A0635
Title: Besting Good-Turing: Optimality of non-parametric maximum likelihood for distribution estimation
Authors: Yanjun Han - New York University (United States)
Jonathan Niles-Weed - New York University (United States)
Yandi Shen - Carnegie Mellon University (United States) [presenting]
Yihong Wu - Yale University (United States)
Abstract: Estimating probability distributions is a fundamental statistical task with wide-ranging applications in fields such as ecology, immunology, and linguistics. In many of these settings, the support size of the target distribution is comparable to or even exceeds the available sample size.
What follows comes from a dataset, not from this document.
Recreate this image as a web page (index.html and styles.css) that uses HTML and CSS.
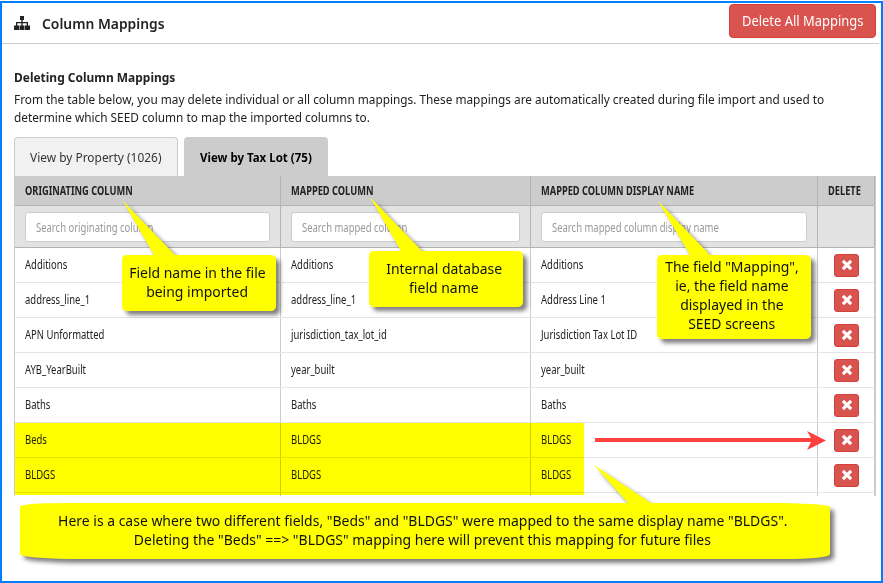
FILE: index.html
```html
<!DOCTYPE html>
<html lang="en">
<head>
<meta charset="utf-8">
<title>Column Mappings</title>
<link rel="stylesheet" href="styles.css">
</head>
<body>
<svg class="defs" aria-hidden="true">
  <symbol id="cross" viewBox="0 0 12 12"><path d="M3 .8 6 3.800 9 .8 11.200 3 8.200 6 11.200 9 9 11.200 6 8.200 3 11.200 .8 9 3.800 6 .8 3Z"/></symbol>
</svg>
<main class="frame">
  <header class="page-header">
    <svg class="sitemap" viewBox="0 0 16 14"><path d="M6 0h4v4H8.700v2H14v3.500h2V14h-5V9.500h1.700V7.300H8.700V9.500h1.800V14h-5V9.500h1.800V7.300H3.300V9.500H5V14H0V9.500h2V6h5.300V4H6z"/></svg>
    <h1><span class="t">Column Mappings</span></h1>
    <button class="delete-all"><span class="t">Delete All Mappings</span></button>
  </header>
  <section class="content">
    <h2><span class="t">Deleting Column Mappings</span></h2>
    <p class="intro"><span class="t">From the table below, you may delete individual or all column mappings. These mappings are automatically created during file import and used to</span><br><span class="t">determine which SEED column to map the imported columns to.</span></p>
    <nav class="tabs">
      <a class="tab first"><span class="t">View by Property (1026)</span></a>
      <a class="tab active"><span class="t">View by Tax Lot (75)</span></a>
    </nav>
    <div class="table">
      <div class="row head">
        <div><span class="t">ORIGINATING COLUMN</span></div><div><span class="t">MAPPED COLUMN</span></div><div><span class="t">MAPPED COLUMN DISPLAY NAME</span></div><div><span class="t">DELETE</span></div>
      </div>
      <div class="row filters">
        <div><label class="search"><span class="t">Search originating column</span></label></div><div><label class="search"><span class="t">Search mapped column</span></label></div><div><label class="search"><span class="t">Search mapped column display name</span></label></div><div></div>
      </div>
      <div class="row"><div><span class="t">Additions</span></div><div><span class="t">Additions</span></div><div><span class="t">Additions</span></div><div><button class="x"><svg><use href="#cross"/></svg></button></div></div>
      <div class="row"><div><span class="t">address_line_1</span></div><div><span class="t">address_line_1</span></div><div><span class="t">Address Line 1</span></div><div><button class="x"><svg><use href="#cross"/></svg></button></div></div>
      <div class="row"><div><span class="t">APN Unformatted</span></div><div><span class="t">jurisdiction_tax_lot_id</span></div><div><span class="t">Jurisdiction Tax Lot ID</span></div><div><button class="x"><svg><use href="#cross"/></svg></button></div></div>
      <div class="row"><div><span class="t">AYB_YearBuilt</span></div><div><span class="t">year_built</span></div><div><span class="t">year_built</span></div><div><button class="x"><svg><use href="#cross"/></svg></button></div></div>
      <div class="row"><div><span class="t">Baths</span></div><div><span class="t">Baths</span></div><div><span class="t">Baths</span></div><div><button class="x"><svg><use href="#cross"/></svg></button></div></div>
      <div class="row"><div><span class="t">Beds</span></div><div><span class="t">BLDGS</span></div><div><span class="t">BLDGS</span></div><div><button class="x"><svg><use href="#cross"/></svg></button></div></div>
      <div class="row"><div><span class="t">BLDGS</span></div><div><span class="t">BLDGS</span></div><div><span class="t">BLDGS</span></div><div><button class="x"><svg><use href="#cross"/></svg></button></div></div>
      <div class="row stub"><div></div><div></div><div></div><div></div></div>
    </div>
  </section>
</main>
<div class="highlight"></div>
<svg class="marks" viewBox="0 0 883 583">
  <g class="balloons">
    <path d="M123 201 175 255H270Q276 255 276 260V306Q276 311 270 311H127Q122 311 122 306V260Q122 255 127 255H154Z"/>
    <path d="M370 197 422 251H517Q523 251 523 256V302Q523 307 517 307H374Q369 307 369 302V256Q369 251 374 251H401Z"/>
    <path d="M658 201 710 255H805Q811 255 811 260V334Q811 339 805 339H662Q657 339 657 334V260Q657 255 662 255H690Z"/>
    <path d="M594 465 651 503H780Q830 504 830 507V554Q829 559 780 559H70Q21 558 20 554V507Q20 503 70 503H628Z"/>
  </g>
  <path class="arrow" d="M595 438H811L807 431 826 440.500 807 450 811 442H595Z"/>
</svg>
<div class="note one"><span class="t">Field name in the file</span><span class="t">being imported</span></div>
<div class="note two"><span class="t">Internal database</span><span class="t">field name</span></div>
<div class="note three"><span class="t">The field "Mapping",</span><span class="t">ie, the field name</span><span class="t">displayed in the</span><span class="t">SEED screens</span></div>
<div class="note four"><span class="t">Here is a case where two different fields, "Beds" and "BLDGS" were mapped to the same display name "BLDGS".</span><span class="t">Deleting the "Beds" ==&gt; "BLDGS" mapping here will prevent this mapping for future files</span></div>
</body>
</html>
```
FILE: styles.css
```css
* { box-sizing: border-box; }
body { margin: 0; padding-top: 1px; height: 583px; overflow: hidden; background: #fff; color: #222; font: 13px/18px "Noto Sans", sans-serif; position: relative; }
h1, h2, p { margin: 0; }
button { font: inherit; padding: 0; }
.defs { position: absolute; width: 0; height: 0; }
.t { display: inline-block; white-space: nowrap; transform-origin: left center; }
.frame { height: 582px; border: 2px solid #0080ff; overflow: hidden; }

.page-header { display: flex; align-items: center; height: 41px; margin-right: 2px; padding: 0 3px 0 12px; border-bottom: 1px solid #ccc; }
.sitemap { width: 16px; height: 14px; fill: #222; margin-right: 12px; }
h1 { font-size: 15px; font-weight: 600; line-height: 20px; flex: 1; }
h1 .t { transform: scaleX(.924); }
.delete-all { width: 147px; height: 34px; align-self: flex-start; margin-top: 1px; border: 1px solid #d43f3a; border-radius: 4px; background: #d9534f; color: #fff; font-size: 14px; }
.delete-all .t { transform: scaleX(.924); transform-origin: center; margin: 0 -20px; }

.content { padding: 23px 5px 0 12px; }
h2 { font-size: 13px; font-weight: 700; line-height: 20px; margin-bottom: 3px; }
h2 .t { transform: scaleX(.92); }
.intro { line-height: 18px; height: 36px; }
.intro .t { transform: scaleX(.909); }
.tabs { display: flex; gap: 6px; margin-top: 11px; height: 39px; }
.tab { width: 164px; padding: 10px 15px; border: 1px solid #ccc; border-bottom: 0; border-radius: 4px 4px 0 0; background: #f1f1f1; color: #333; }
.tab .t { transform: scaleX(.917); }
.tab.active { width: 144px; background: #ccc; color: #000; font-weight: 700; }
.tab.active .t { transform: scaleX(.885); }

.table { width: 862px; border-left: 1px solid #ccc; border-right: 2px solid #ccc; }
.row { display: grid; grid-template-columns: 266px 250px 287px 56px; height: 35px; border-bottom: 1px solid #e4e4e4; font-size: 12px; line-height: 34px; }
.row > div { padding: 0 10px; border-right: 1px solid #ccc; min-width: 0; }
.row > div:last-child { border: 0; }
.row .t { transform: scaleX(.79); }
.row.head { height: 30px; line-height: 29px; background: #ccc; border-color: #b3b3b3; font-weight: 700; }
.head > div, .filters > div { border-color: #b3b3b3; }
.head > div:last-child, .filters > div:last-child { border-right: 1px solid #b3b3b3; margin-right: -1px; }
.head .t { transform: scaleX(.772); }
.row.filters { height: 42px; background: #e2e2e2; border-color: #b3b3b3; }
.search { display: block; height: 30px; margin-top: 6px; padding-left: 10px; line-height: 29px; background: #fff; border: 1px solid #ccc; border-radius: 3px; color: #999; }
.row.stub { height: 3px; border: 0; }
.x { display: block; width: 25px; height: 23px; margin: 6px 0 0 6px; border: 1px solid #d43f3a; border-radius: 3px; background: #d9534f; }
.x svg { display: block; width: 12px; height: 12px; margin: -2px auto 0; fill: #fff; }

.highlight { position: absolute; left: 15px; top: 423px; width: 569px; height: 72px; background: #ff0; mix-blend-mode: multiply; }
.marks { position: absolute; left: 0; top: 0; width: 883px; height: 583px; }
.balloons { fill: #ff0; filter: drop-shadow(4px 4px 2px rgba(0, 0, 0, .5)); }
.arrow { fill: #ff4040; }
.note { position: absolute; display: flex; flex-direction: column; align-items: center; color: #111; font: 14px/19px "Noto Sans", sans-serif; }
.note .t { transform: scaleX(.997); transform-origin: center; }
.one { left: 120px; top: 263px; width: 154px; }
.two { left: 367px; top: 259px; width: 154px; }
.three { left: 655px; top: 257px; width: 154px; }
.four { left: 20px; top: 511px; width: 805px; }
```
The Good-Turing estimator, developed over 70 years ago, has remained a benchmark for improving upon empirical frequency in such sparse data regimes. Despite its empirical success, practitioners have long noted its limitations, including lack of robustness, numerical instability, and the need for ad hoc preprocessing. These issues reflect its lack of theoretical optimality, as highlighted in recent work within a competitive risk framework. A new estimator is proposed that integrates two foundational statistical ideas: empirical Bayes and nonparametric maximum likelihood. It is proven that this estimator achieves (near) minimax optimality in the competitive framework, where Good-Turing is necessarily sub-optimal. Extensive experiments on both synthetic and real data drawn from natural language and demographic applications demonstrate its superior empirical performance.